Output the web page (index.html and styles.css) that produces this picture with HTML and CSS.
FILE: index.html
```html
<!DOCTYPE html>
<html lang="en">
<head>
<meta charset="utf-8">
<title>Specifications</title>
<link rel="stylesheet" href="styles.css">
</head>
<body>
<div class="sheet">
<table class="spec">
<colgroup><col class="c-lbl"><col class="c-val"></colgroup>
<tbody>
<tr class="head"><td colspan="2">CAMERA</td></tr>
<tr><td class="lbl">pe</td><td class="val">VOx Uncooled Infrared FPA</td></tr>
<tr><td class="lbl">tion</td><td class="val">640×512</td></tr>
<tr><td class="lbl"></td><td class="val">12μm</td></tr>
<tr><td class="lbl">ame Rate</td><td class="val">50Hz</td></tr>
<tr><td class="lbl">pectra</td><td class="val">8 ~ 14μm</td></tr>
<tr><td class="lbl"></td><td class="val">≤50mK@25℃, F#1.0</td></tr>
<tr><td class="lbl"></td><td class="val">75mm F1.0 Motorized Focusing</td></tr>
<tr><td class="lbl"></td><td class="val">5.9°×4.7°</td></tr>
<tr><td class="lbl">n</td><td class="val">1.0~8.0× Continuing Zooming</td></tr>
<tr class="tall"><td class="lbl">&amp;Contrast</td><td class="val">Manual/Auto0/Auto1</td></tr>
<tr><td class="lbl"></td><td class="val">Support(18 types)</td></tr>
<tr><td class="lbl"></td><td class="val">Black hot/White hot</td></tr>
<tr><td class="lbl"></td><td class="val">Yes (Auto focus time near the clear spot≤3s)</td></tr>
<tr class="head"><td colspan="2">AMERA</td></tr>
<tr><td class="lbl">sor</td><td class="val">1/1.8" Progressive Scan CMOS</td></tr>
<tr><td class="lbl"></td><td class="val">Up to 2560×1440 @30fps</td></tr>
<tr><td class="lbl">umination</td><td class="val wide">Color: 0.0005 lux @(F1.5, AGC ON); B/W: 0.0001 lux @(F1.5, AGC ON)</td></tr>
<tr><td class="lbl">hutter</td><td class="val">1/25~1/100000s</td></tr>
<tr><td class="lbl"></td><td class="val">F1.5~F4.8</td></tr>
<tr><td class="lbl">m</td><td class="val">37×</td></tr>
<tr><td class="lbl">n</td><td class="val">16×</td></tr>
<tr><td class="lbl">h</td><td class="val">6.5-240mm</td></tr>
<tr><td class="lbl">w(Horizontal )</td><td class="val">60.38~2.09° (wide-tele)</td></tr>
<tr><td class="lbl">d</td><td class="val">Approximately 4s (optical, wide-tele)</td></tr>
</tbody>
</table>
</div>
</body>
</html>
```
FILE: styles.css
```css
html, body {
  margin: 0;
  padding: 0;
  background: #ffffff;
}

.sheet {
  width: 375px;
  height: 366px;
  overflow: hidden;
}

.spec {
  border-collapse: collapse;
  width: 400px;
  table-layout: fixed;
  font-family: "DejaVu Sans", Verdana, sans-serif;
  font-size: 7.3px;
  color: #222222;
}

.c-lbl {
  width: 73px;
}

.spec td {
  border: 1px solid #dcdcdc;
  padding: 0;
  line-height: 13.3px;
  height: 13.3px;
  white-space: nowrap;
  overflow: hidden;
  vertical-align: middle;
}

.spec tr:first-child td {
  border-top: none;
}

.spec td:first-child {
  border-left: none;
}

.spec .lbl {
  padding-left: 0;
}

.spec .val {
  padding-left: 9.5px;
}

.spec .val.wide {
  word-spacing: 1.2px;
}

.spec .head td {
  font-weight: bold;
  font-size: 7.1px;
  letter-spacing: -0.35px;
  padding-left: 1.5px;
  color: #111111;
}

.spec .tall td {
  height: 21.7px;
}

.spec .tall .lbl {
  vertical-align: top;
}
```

* * * * * * * * *

_GIVEN EXERCISE_
Make an exact copy of all the data.

_RESULT OF THE EXERCISE_
Output the web page (index.html and styles.css) that produces this picture with HTML and CSS.
FILE: index.html
```html
<!DOCTYPE html>
<html lang="en">
<head>
<meta charset="utf-8">
<title>Specifications</title>
<link rel="stylesheet" href="styles.css">
</head>
<body>
<div class="sheet">
<table class="spec">
<colgroup><col class="c-lbl"><col class="c-val"></colgroup>
<tbody>
<tr class="head"><td colspan="2">CAMERA</td></tr>
<tr><td class="lbl">pe</td><td class="val">VOx Uncooled Infrared FPA</td></tr>
<tr><td class="lbl">tion</td><td class="val">640×512</td></tr>
<tr><td class="lbl"></td><td class="val">12μm</td></tr>
<tr><td class="lbl">ame Rate</td><td class="val">50Hz</td></tr>
<tr><td class="lbl">pectra</td><td class="val">8 ~ 14μm</td></tr>
<tr><td class="lbl"></td><td class="val">≤50mK@25℃, F#1.0</td></tr>
<tr><td class="lbl"></td><td class="val">75mm F1.0 Motorized Focusing</td></tr>
<tr><td class="lbl"></td><td class="val">5.9°×4.7°</td></tr>
<tr><td class="lbl">n</td><td class="val">1.0~8.0× Continuing Zooming</td></tr>
<tr class="tall"><td class="lbl">&amp;Contrast</td><td class="val">Manual/Auto0/Auto1</td></tr>
<tr><td class="lbl"></td><td class="val">Support(18 types)</td></tr>
<tr><td class="lbl"></td><td class="val">Black hot/White hot</td></tr>
<tr><td class="lbl"></td><td class="val">Yes (Auto focus time near the clear spot≤3s)</td></tr>
<tr class="head"><td colspan="2">AMERA</td></tr>
<tr><td class="lbl">sor</td><td class="val">1/1.8" Progressive Scan CMOS</td></tr>
<tr><td class="lbl"></td><td class="val">Up to 2560×1440 @30fps</td></tr>
<tr><td class="lbl">umination</td><td class="val wide">Color: 0.0005 lux @(F1.5, AGC ON); B/W: 0.0001 lux @(F1.5, AGC ON)</td></tr>
<tr><td class="lbl">hutter</td><td class="val">1/25~1/100000s</td></tr>
<tr><td class="lbl"></td><td class="val">F1.5~F4.8</td></tr>
<tr><td class="lbl">m</td><td class="val">37×</td></tr>
<tr><td class="lbl">n</td><td class="val">16×</td></tr>
<tr><td class="lbl">h</td><td class="val">6.5-240mm</td></tr>
<tr><td class="lbl">w(Horizontal )</td><td class="val">60.38~2.09° (wide-tele)</td></tr>
<tr><td class="lbl">d</td><td class="val">Approximately 4s (optical, wide-tele)</td></tr>
</tbody>
</table>
</div>
</body>
</html>
```
FILE: styles.css
```css
html, body {
  margin: 0;
  padding: 0;
  background: #ffffff;
}

.sheet {
  width: 375px;
  height: 366px;
  overflow: hidden;
}

.spec {
  border-collapse: collapse;
  width: 400px;
  table-layout: fixed;
  font-family: "DejaVu Sans", Verdana, sans-serif;
  font-size: 7.3px;
  color: #222222;
}

.c-lbl {
  width: 73px;
}

.spec td {
  border: 1px solid #dcdcdc;
  padding: 0;
  line-height: 13.3px;
  height: 13.3px;
  white-space: nowrap;
  overflow: hidden;
  vertical-align: middle;
}

.spec tr:first-child td {
  border-top: none;
}

.spec td:first-child {
  border-left: none;
}

.spec .lbl {
  padding-left: 0;
}

.spec .val {
  padding-left: 9.5px;
}

.spec .val.wide {
  word-spacing: 1.2px;
}

.spec .head td {
  font-weight: bold;
  font-size: 7.1px;
  letter-spacing: -0.35px;
  padding-left: 1.5px;
  color: #111111;
}

.spec .tall td {
  height: 21.7px;
}

.spec .tall .lbl {
  vertical-align: top;
}
```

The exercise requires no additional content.